We all know what it feels like to experience hopelessness to varying degrees. In fact, many people define hope as looking forward to something that they know that they will never get. Hopelessness is when you look out in front of you and you can’t see any possibility for improvement or change. Many of us today are drowning in a sea of hopelessness surrounded by a land of emptiness where there seems to be no way out.
That reminds me of a story. In the summer of 2000, a Russian Oscar II Class Submarine, the Kursk, sank in the Barents Sea due to an internal explosion. Divers made several attempts to go down and assess the situation to determine if anyone had survived. When they were finally successful, they discovered a group of twenty-three men who had survived the explosion. These men had gone back as far as they could to the end of the submarine, and had gathered together in the last remaining pocket of air.
But the rescue team hadn’t made it to them in time. All twenty-three men had died. On the inside wall of the submarine, they found this note that had been etched there by the Captain-lieutenant Dmitri Kolesnikova. It said,
“It’s too dark here to write, but I’ll try by feel. It seems like there are no chances . . ..”
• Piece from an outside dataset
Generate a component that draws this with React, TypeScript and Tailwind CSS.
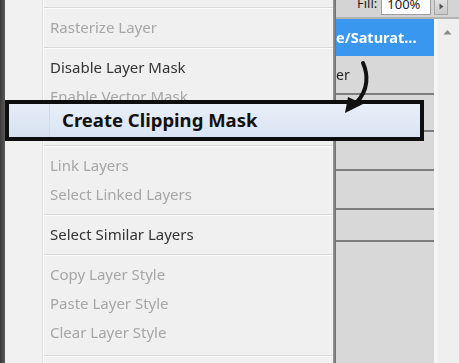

The hopelessness we hear in Dmitri’s words has been shared by many of us. We’ve all faced similar feelings at some time or another where there seems “like there are no chances.” Hopelessness in the middle of life’s storms is a human experience that is common to most of us.
It’s one thing to be in the middle of a trial that has been brought on by yourself through a bad choice or action. But it’s an entirely different thing to set your heart on serving God only to discover that it seems He has abandoned you in the middle of a storm. In times like those, remember that although God may be silent, He is not still. Wait on Him. He may just come walking to you on top of your storm.